### Given task
Search the listing for "page" and copy every line where it appears.

### Recorded information
^^^^^^^^

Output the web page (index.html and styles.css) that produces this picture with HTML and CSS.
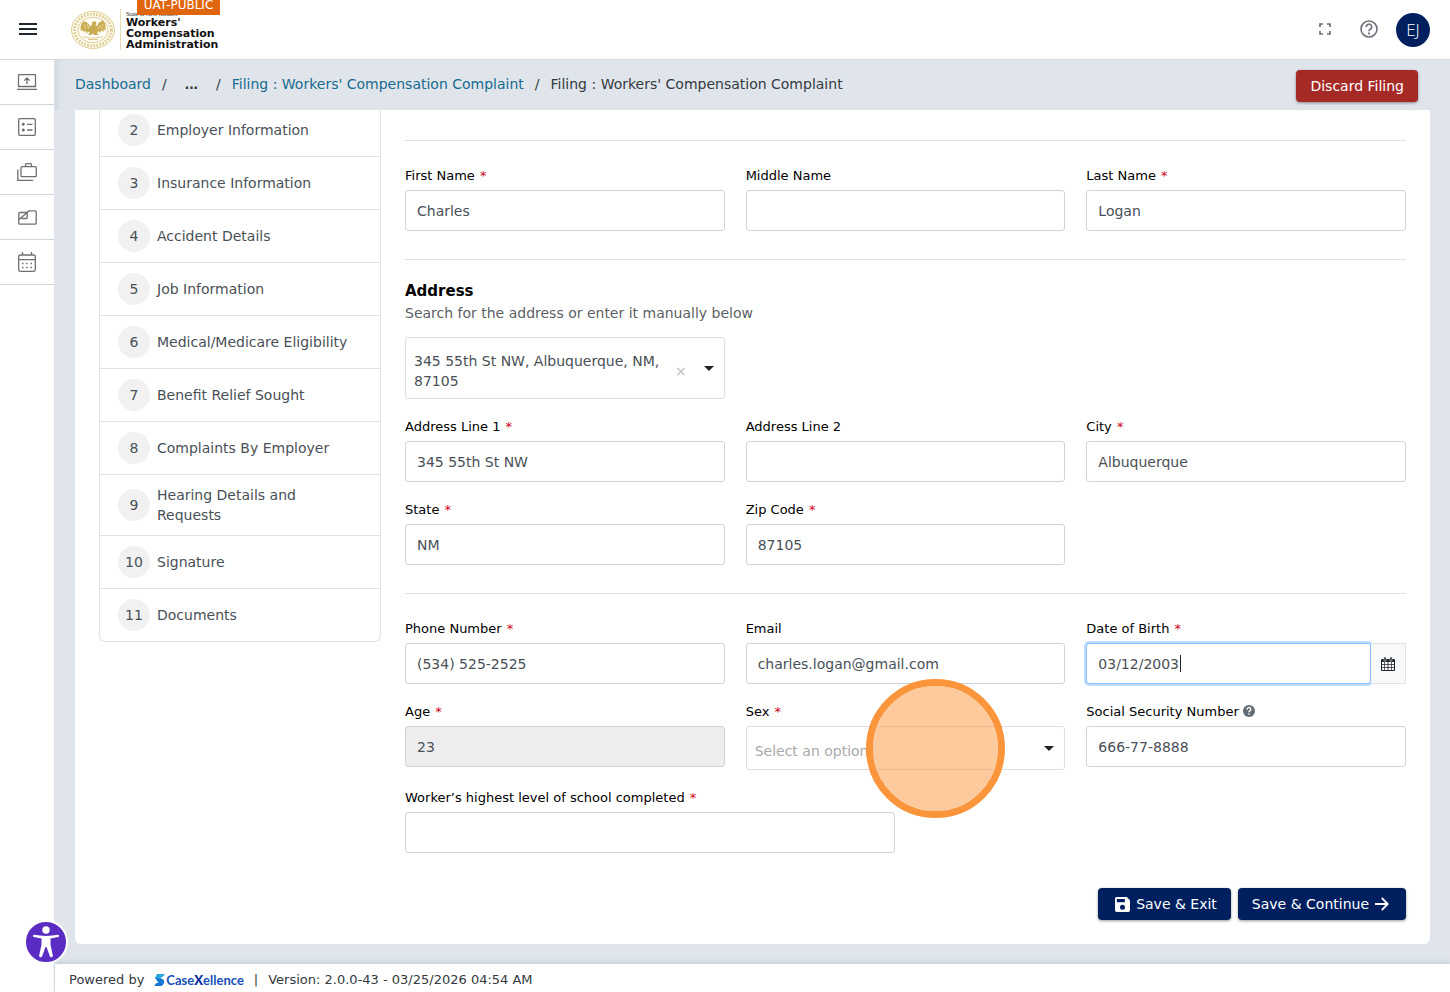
FILE: index.html
```html
<!DOCTYPE html>
<html lang="en">
<head>
  <meta charset="UTF-8">
  <meta name="viewport" content="width=device-width, initial-scale=1.0">
  <title>Filing : Workers' Compensation Complaint</title>
  <link rel="stylesheet" href="styles.css">
</head>
<body>
  <header class="topbar">
    <button class="icon-btn menu-btn" type="button" aria-label="Menu">
      <svg width="20" height="14" viewBox="0 0 20 14" fill="none" stroke="#20262e" stroke-width="2"><path d="M1 2h18M1 7h18M1 12h18"/></svg>
    </button>
    <a class="brand" href="#">
      <svg class="seal" width="46" height="40" viewBox="0 0 46 40" fill="none">
        <ellipse cx="23" cy="20" rx="21.5" ry="18.500" fill="#fdfaf0" stroke="#e0cf92"/>
        <ellipse cx="23" cy="20" rx="18.500" ry="15.800" stroke="#dccb8c" stroke-width="3" stroke-dasharray="1.600 1.500"/>
        <ellipse cx="23" cy="20" rx="15" ry="12.700" fill="#fffdf7" stroke="#e0cf92"/>
        <path d="M22 13c1-2.500 4-2 4.500 0l-1 2 1.500 1c1-3 3-5 6-5 2 1 3 4 2.500 10l-1.500-2-.8 3-1.700-2-1 3-2-2-1.500 2 2 2h-5l-1-1.500-2 1.500h-3l2-2.500-2-1-1.500 2-1.200-3-1.800 2-.5-3-2 2c-1-5 0-9 3-10 3 0 5 2 6 5l1.500-1z" fill="#c9ab52"/>
        <path d="M14 14l2 5M17 13.500l2 5.500M33 14l-2 5M30 15l-2 4" stroke="#efe0ab" stroke-width=".8"/>
        <path d="M13 26.500c6 2 14 2 20 0M18 29.500h10" stroke="#dcc98a"/>
      </svg>
      <span class="brand-text">
        <span class="brand-state">State of New Mexico</span>
        <span class="brand-name">Workers'<br>Compensation<br>Administration</span>
      </span>
      <span class="env-tag">UAT-PUBLIC</span>
    </a>
    <div class="topbar-actions">
      <button class="icon-btn" type="button" aria-label="Full screen">
        <svg width="12" height="12" viewBox="0 0 12 12" fill="none" stroke="#6b7079" stroke-width="1.700"><path d="M1 4V1h3M8 1h3v3M11 8v3H8M4 11H1V8"/></svg>
      </button>
      <button class="icon-btn" type="button" aria-label="Help">
        <svg width="18" height="18" viewBox="0 0 18 18" fill="none" stroke="#6b7079" stroke-width="1.600"><circle cx="9" cy="9" r="8"/><path d="M6.300 7.100A2.700 2.700 0 1 1 9.900 9.400C9.200 9.800 9 10.200 9 11.200"/><path d="M9 12.600v1.800" stroke-width="1.800"/></svg>
      </button>
      <button class="avatar" type="button">EJ</button>
    </div>
  </header>

  <div class="shell">
    <nav class="rail" aria-label="Main">
      <a href="#" aria-label="Submit"><svg width="20" height="16" viewBox="0 0 20 16"><path d="M1.500 12.500v-11a1 1 0 0 1 1-1h15a1 1 0 0 1 1 1v11zM0 15.300h20M10 10V4M7.300 6.600 10 4l2.700 2.600"/></svg></a>
      <a href="#" aria-label="Tasks"><svg width="18" height="18" viewBox="0 0 18 18"><rect x=".7" y=".7" width="16.600" height="16.600" rx="1"/><path d="M9 6.300h5.500M9 12h5.500"/><path d="M3.800 6.300h3M5.300 4.800v3M3.800 12h3M5.300 10.500v3" stroke-width="1.600"/></svg></a>
      <a href="#" aria-label="Cases"><svg width="20" height="18" viewBox="0 0 20 18"><rect x="4" y="3.700" width="15.300" height="10" rx="1"/><path d="M8.500 3.500V1.700a1 1 0 0 1 1-1h4a1 1 0 0 1 1 1v1.800M.8 6.500v10.800H16"/></svg></a>
      <a href="#" aria-label="Documents"><svg width="19" height="15" viewBox="0 0 19 15"><path d="M9.200 2.500 10.500.8h6.700a1 1 0 0 1 1 1v11.400a1 1 0 0 1-1 1H1.800a1 1 0 0 1-1-1V3.500a1 1 0 0 1 1-1h7.400v5a1 1 0 0 1-1 1H3.500M1 9.500l8.200-7"/></svg></a>
      <a href="#" aria-label="Calendar"><svg width="18" height="20" viewBox="0 0 18 20"><rect x=".7" y="3" width="16.600" height="16.300" rx="1.500"/><path d="M.7 7.700h16.600M4.500 0v3M13.500 0v3"/><path d="M4 11.500h1.500M8.200 11.500h1.500M12.500 11.500H14M4 15.500h1.500M8.200 15.500h1.500M12.500 15.500H14" stroke-width="1.500"/></svg></a>
    </nav>

    <div class="page">
      <div class="crumb-bar">
        <nav class="breadcrumb" aria-label="Breadcrumb">
          <a href="#">Dashboard</a><span class="sep">/</span><button type="button" class="more">...</button><span class="sep">/</span><a href="#">Filing : Workers' Compensation Complaint</a><span class="sep">/</span><span>Filing : Workers' Compensation Complaint</span>
        </nav>
        <button class="btn btn-danger" type="button">Discard Filing</button>
      </div>

      <main class="card">
        <ol class="steps">
          <li><a href="#"><span class="num">2</span>Employer Information</a></li>
          <li><a href="#"><span class="num">3</span>Insurance Information</a></li>
          <li><a href="#"><span class="num">4</span>Accident Details</a></li>
          <li><a href="#"><span class="num">5</span>Job Information</a></li>
          <li><a href="#"><span class="num">6</span>Medical/Medicare Eligibility</a></li>
          <li><a href="#"><span class="num">7</span>Benefit Relief Sought</a></li>
          <li><a href="#"><span class="num">8</span>Complaints By Employer</a></li>
          <li><a href="#"><span class="num">9</span>Hearing Details and Requests</a></li>
          <li><a href="#"><span class="num">10</span>Signature</a></li>
          <li><a href="#"><span class="num">11</span>Documents</a></li>
        </ol>

        <form class="form">
          <hr>
          <div class="grid">
            <div class="field">
              <label for="first">First Name <span class="req">*</span></label>
              <input type="text" id="first" value="Charles">
            </div>
            <div class="field">
              <label for="middle">Middle Name</label>
              <input type="text" id="middle">
            </div>
            <div class="field">
              <label for="last">Last Name <span class="req">*</span></label>
              <input type="text" id="last" value="Logan">
            </div>
          </div>
          <hr>
          <h2>Address</h2>
          <p class="hint" id="address-hint">Search for the address or enter it manually below</p>
          <div class="grid">
            <div class="field picker">
              <select class="address-select" aria-labelledby="address-hint">
                <option>345 55th St NW, Albuquerque, NM, 87105</option>
              </select>
              <button class="clear" type="button" aria-label="Clear address">×</button>
            </div>
            <div class="field row-start">
              <label for="line1">Address Line 1 <span class="req">*</span></label>
              <input type="text" id="line1" value="345 55th St NW">
            </div>
            <div class="field">
              <label for="line2">Address Line 2</label>
              <input type="text" id="line2">
            </div>
            <div class="field">
              <label for="city">City <span class="req">*</span></label>
              <input type="text" id="city" value="Albuquerque">
            </div>
            <div class="field">
              <label for="state">State <span class="req">*</span></label>
              <input type="text" id="state" value="NM">
            </div>
            <div class="field">
              <label for="zip">Zip Code <span class="req">*</span></label>
              <input type="text" id="zip" value="87105">
            </div>
          </div>
          <hr>
          <div class="grid">
            <div class="field">
              <label for="phone">Phone Number <span class="req">*</span></label>
              <input type="text" id="phone" value="(534) 525-2525">
            </div>
            <div class="field">
              <label for="email">Email</label>
              <input type="email" id="email" value="charles.logan@gmail.com">
            </div>
            <div class="field">
              <label for="dob">Date of Birth <span class="req">*</span></label>
              <div class="input-group">
                <input type="text" id="dob" value="03/12/2003">
                <span class="caret"></span>
                <button type="button" class="addon" aria-label="Pick a date">
                  <svg width="14" height="14" viewBox="0 0 14 14"><path d="M1 2h12a1 1 0 0 1 1 1v10a1 1 0 0 1-1 1H1a1 1 0 0 1-1-1V3a1 1 0 0 1 1-1z" fill="#212529"/><path d="M3 0h2v4H3zM9 0h2v4H9z" fill="#212529" stroke="#f8f9fa" stroke-width=".5"/><path d="M1 5h2.300v2H1zM4 5h2.600v2H4zM7.400 5H10v2H7.400zM10.700 5H13v2h-2.300zM1 7.800h2.300v2.200H1zM4 7.800h2.600v2.200H4zM7.400 7.800H10v2.200H7.400zM10.700 7.800H13v2.200h-2.300zM1 10.800h2.300V13H1zM4 10.800h2.600V13H4zM7.400 10.800H10V13H7.400zM10.700 10.800H13V13h-2.300z" fill="#f8f9fa"/></svg>
                </button>
              </div>
            </div>
            <div class="field">
              <label for="age">Age <span class="req">*</span></label>
              <input type="text" id="age" value="23" disabled>
            </div>
            <div class="field">
              <label for="sex">Sex <span class="req">*</span></label>
              <select id="sex" class="placeholder">
                <option>Select an option</option>
              </select>
              <span class="pulse"></span>
            </div>
            <div class="field">
              <label for="ssn">Social Security Number
                <svg class="tip" width="12" height="12" viewBox="0 0 12 12"><circle cx="6" cy="6" r="6" fill="#636b74"/><path d="M4.200 4.700A1.800 1.800 0 1 1 6.700 6C6.100 6.300 6 6.500 6 7.200M6 8.200v1.500" fill="none" stroke="#fff" stroke-width="1.400"/></svg>
              </label>
              <input type="text" id="ssn" value="666-77-8888">
            </div>
          </div>
          <div class="grid grid-half">
            <div class="field">
              <label for="school">Worker’s highest level of school completed <span class="req">*</span></label>
              <input type="text" id="school">
            </div>
          </div>
          <div class="form-actions">
            <button class="btn btn-primary icon-left" type="button">
              <svg width="15" height="15" viewBox="0 0 16 16"><path fill="#fff" fill-rule="evenodd" d="M1.800 0h10.700L16 3.500v10.700a1.800 1.800 0 0 1-1.800 1.800H1.800A1.800 1.800 0 0 1 0 14.200V1.800A1.800 1.800 0 0 1 1.800 0zM2 2v3.500h8.500V2zM8 8.300a2.700 2.700 0 1 0 0 5.400 2.700 2.700 0 0 0 0-5.400z"/></svg>
              Save &amp; Exit
            </button>
            <button class="btn btn-primary icon-right" type="button">
              Save &amp; Continue
              <svg width="14" height="14" viewBox="0 0 14 14" fill="none" stroke="#fff" stroke-width="1.800"><path d="M0 7h12.500M6.800 1l6 6-6 6"/></svg>
            </button>
          </div>
        </form>
      </main>

      <footer class="footer">
        <span>Powered by</span>
        <a class="vendor" href="#">
          <svg width="12" height="14" viewBox="0 0 12 14"><path d="M3 1h8L8.500 4H6.500L10 8 5 7 1 5z" fill="#29a8e0"/><path d="M1 4.500l8.500 2.300c1.500 2 .5 4.700-2 6.200H0l2.500-3h2z" fill="#1976d2"/></svg>
          <span>Case<b>X</b>ellence</span>
        </a>
        <span class="bar">|</span>
        <span>Version: 2.0.0-43 - 03/25/2026 04:54 AM</span>
      </footer>
    </div>
  </div>

  <button class="a11y" type="button" aria-label="Accessibility options">
    <svg width="26" height="32" viewBox="0 0 26 32" fill="#fff"><circle cx="13" cy="4" r="3.700"/><path d="M1 8.800c8 1.500 16 1.500 24 0 1.300 0 1.400 1.800.2 2.100L17.500 12.500v6l2.300 11c.3 2-2.300 2.500-2.900.7L13.500 21h-1L9.100 30.200c-.6 1.800-3.200 1.300-2.900-.7l2.300-11v-6L.8 10.900C-.4 10.600-.3 8.800 1 8.800z"/></svg>
  </button>

  <script>
    const dob = document.getElementById("dob");
    dob.focus();
    dob.setSelectionRange(dob.value.length, dob.value.length);
  </script>
</body>
</html>
```
FILE: styles.css
```css
* {
  box-sizing: border-box;
}
body {
  margin: 0;
  min-height: 100vh;
  display: flex;
  flex-direction: column;
  font-family: 'DejaVu Sans', Verdana, sans-serif;
  font-size: 14px;
  line-height: 20px;
  color: #495057;
  background-color: #fff;
}
a {
  color: #176b8f;
  text-decoration: none;
}
button, input, select {
  font: inherit;
  color: inherit;
}
button {
  cursor: pointer;
}
.topbar {
  height: 60px;
  display: flex;
  align-items: center;
  border-bottom: 1px solid #d5dade;
}
.icon-btn {
  display: flex;
  padding: 0 0 1px;
  border: none;
  background: none;
}
.menu-btn {
  width: 55px;
  justify-content: center;
}
.brand {
  position: relative;
  display: flex;
  align-items: center;
  gap: 4px;
  margin-left: 15px;
  color: #111;
}
.brand-text {
  display: flex;
  flex-direction: column;
  padding: 2px 0 0 5px;
  border-left: 1px solid #e6dcb4;
}
.brand-state {
  font: 6px/6px 'Liberation Serif', serif;
}
.brand-name {
  font-size: 11px;
  line-height: 11px;
  font-weight: 700;
}
.env-tag {
  position: absolute;
  right: -2px;
  top: -14px;
  padding: 2px 7px;
  font-size: 12px;
  line-height: 16px;
  color: #fff;
  background-color: #df650e;
}
.topbar-actions {
  display: flex;
  align-items: center;
  gap: 29px;
  margin-left: auto;
  padding-right: 20px;
}
.avatar {
  width: 34px;
  height: 34px;
  margin-left: -11px;
  padding: 0;
  border: none;
  border-radius: 50%;
  font-family: 'Open Sans', sans-serif;
  font-size: 17px;
  font-weight: 300;
  color: #fff;
  background-color: #001f5f;
}
.shell {
  flex: 1;
  display: flex;
}
.rail {
  width: 55px;
  flex-shrink: 0;
  border-right: 1px solid #dde2e8;
}
.rail a {
  display: flex;
  align-items: center;
  justify-content: center;
  height: 45px;
  border-bottom: 1px solid #d0d6da;
}
.rail svg {
  fill: none;
  stroke: #6f6f6f;
  stroke-width: 1.3;
}
.page {
  flex: 1;
  min-width: 0;
  display: flex;
  flex-direction: column;
  background-color: #e0e5ec;
}
.crumb-bar {
  display: flex;
  justify-content: space-between;
  align-items: flex-start;
  height: 50px;
  padding: 10px 32px 0 20px;
  box-shadow: inset 5px 0 5px -3px #cdd5dd;
}
.breadcrumb {
  display: flex;
  align-items: center;
  padding-top: 4px;
  color: #343a40;
}
.sep {
  margin: 0 11px;
}
.more {
  padding: 0 7px;
  border: none;
  background: none;
  font-family: 'Liberation Sans', sans-serif;
  font-size: 16px;
  font-weight: 700;
}
.btn {
  display: flex;
  align-items: center;
  gap: 6px;
  height: 32px;
  padding: 0 14px;
  border: none;
  border-radius: 4px;
  color: #fff;
  box-shadow: 0 1px 3px rgba(0, 0, 0, 0.4);
}
.btn-danger {
  background-color: #a52a25;
}
.btn-primary {
  background-color: #001f5f;
}
.icon-left {
  padding-left: 17px;
}
.icon-right {
  padding-right: 17px;
}
.card {
  flex: 1;
  display: flex;
  align-items: flex-start;
  gap: 24px;
  margin: 0 20px 20px;
  padding: 0 24px 24px;
  border-radius: 0 0 6px 6px;
  background-color: #fff;
}
.steps {
  width: 282px;
  flex-shrink: 0;
  margin: 0;
  padding: 0;
  list-style: none;
  border: 1px solid #dee2e6;
  border-top: none;
  border-radius: 0 0 6px 6px;
}
.steps li + li {
  border-top: 1px solid #dee2e6;
}
.steps a {
  display: flex;
  align-items: center;
  gap: 7px;
  padding: 10px 24px 10px 18px;
  color: #495057;
}
.steps li:first-child a {
  padding-top: 4px;
}
.num {
  width: 32px;
  height: 32px;
  flex-shrink: 0;
  border-radius: 50%;
  line-height: 32px;
  text-align: center;
  background-color: #f1f1f1;
}
.form {
  flex: 1;
  min-width: 0;
  padding-top: 2px;
}
.form hr {
  margin: 28px 0 26px;
  border: none;
  border-top: 1px solid #dee2e6;
}
.form h2 {
  margin: -5px 0 2px;
  font-size: 15px;
  line-height: 20px;
  color: #000;
}
.hint {
  margin: 0 0 14px;
  color: #5b5f63;
}
.grid {
  display: grid;
  grid-template-columns: repeat(3, minmax(0, 1fr));
  gap: 19px 21px;
}
.grid-half {
  grid-template-columns: repeat(2, minmax(0, 1fr));
  margin-top: 19px;
}
.field {
  position: relative;
}
.row-start {
  grid-column-start: 1;
}
.field label {
  display: block;
  margin-bottom: 5px;
  font-size: 13px;
  line-height: 18px;
  color: #000;
}
.req {
  margin-left: 1px;
  color: #d0021b;
}
.tip {
  vertical-align: -1px;
}
.field input, .field select {
  display: block;
  width: 100%;
  height: 41px;
  padding: 0 11px;
  border: 1px solid #ced4da;
  border-radius: 3px;
  background-color: #fff;
}
.field input:disabled {
  background-color: #ededed;
}
.field select {
  appearance: none;
  height: 44px;
  padding: 6px 40px 0 8px;
  border-color: #dcdfe2;
  background: url("data:image/svg+xml,%3Csvg xmlns='http://www.w3.org/2000/svg' width='10' height='5'%3E%3Cpath d='M0 0h10L5 5z' fill='%23222'/%3E%3C/svg%3E") no-repeat right 10px center;
}
.field .placeholder {
  color: #a9a9a9;
}
.field .address-select {
  height: 62px;
  padding: 13px 60px 7px 8px;
  white-space: normal;
  line-height: 20px;
}
.clear {
  position: absolute;
  right: 38px;
  bottom: 18px;
  padding: 0;
  border: none;
  background: none;
  color: #bbb;
}
.input-group {
  position: relative;
  display: flex;
}
.field .input-group input {
  flex: 1;
  min-width: 0;
  caret-color: transparent;
}
.field .input-group input:focus {
  border-color: #80bdff;
  outline: none;
  box-shadow: 0 0 0 2px #bfdeff;
}
.caret {
  display: none;
  position: absolute;
  left: 94px;
  top: 12px;
  width: 1px;
  height: 17px;
  background-color: #212529;
}
.input-group input:focus + .caret {
  display: block;
}
.addon {
  display: flex;
  align-items: center;
  justify-content: center;
  width: 35px;
  padding: 0;
  border: 1px solid #dee2e6;
  border-left: none;
  background-color: #f8f9fa;
}
.pulse {
  position: absolute;
  left: 120px;
  top: -24px;
  width: 139px;
  height: 139px;
  border: 7px solid #fb953b;
  border-radius: 50%;
  background-color: rgba(251, 149, 59, 0.5);
  background-clip: padding-box;
  pointer-events: none;
}
.form-actions {
  display: flex;
  justify-content: flex-end;
  gap: 7px;
  margin-top: 35px;
}
.footer {
  display: flex;
  align-items: center;
  height: 28px;
  padding: 4px 14px 0;
  font-size: 13px;
  color: #343a40;
  background-color: #fff;
  box-shadow: 0 -2px 5px rgba(120, 140, 160, 0.25);
}
.vendor {
  display: flex;
  align-items: center;
  margin-left: 10px;
  font-family: Lato, sans-serif;
  font-size: 13px;
  font-weight: 700;
  color: #1650b8;
}
.vendor b {
  font-weight: 900;
  color: #0b2fa0;
}
.bar {
  margin: 0 10px;
}
.a11y {
  position: fixed;
  left: 24px;
  bottom: 28px;
  width: 44px;
  height: 44px;
  display: flex;
  align-items: center;
  justify-content: center;
  padding: 0;
  border: 2px solid #fff;
  border-radius: 50%;
  background-color: #5b2cc4;
}
```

^^^^^^^^

### Written reply
Output the web page (index.html and styles.css) that produces this picture with HTML and CSS.
    <div class="page">
.page {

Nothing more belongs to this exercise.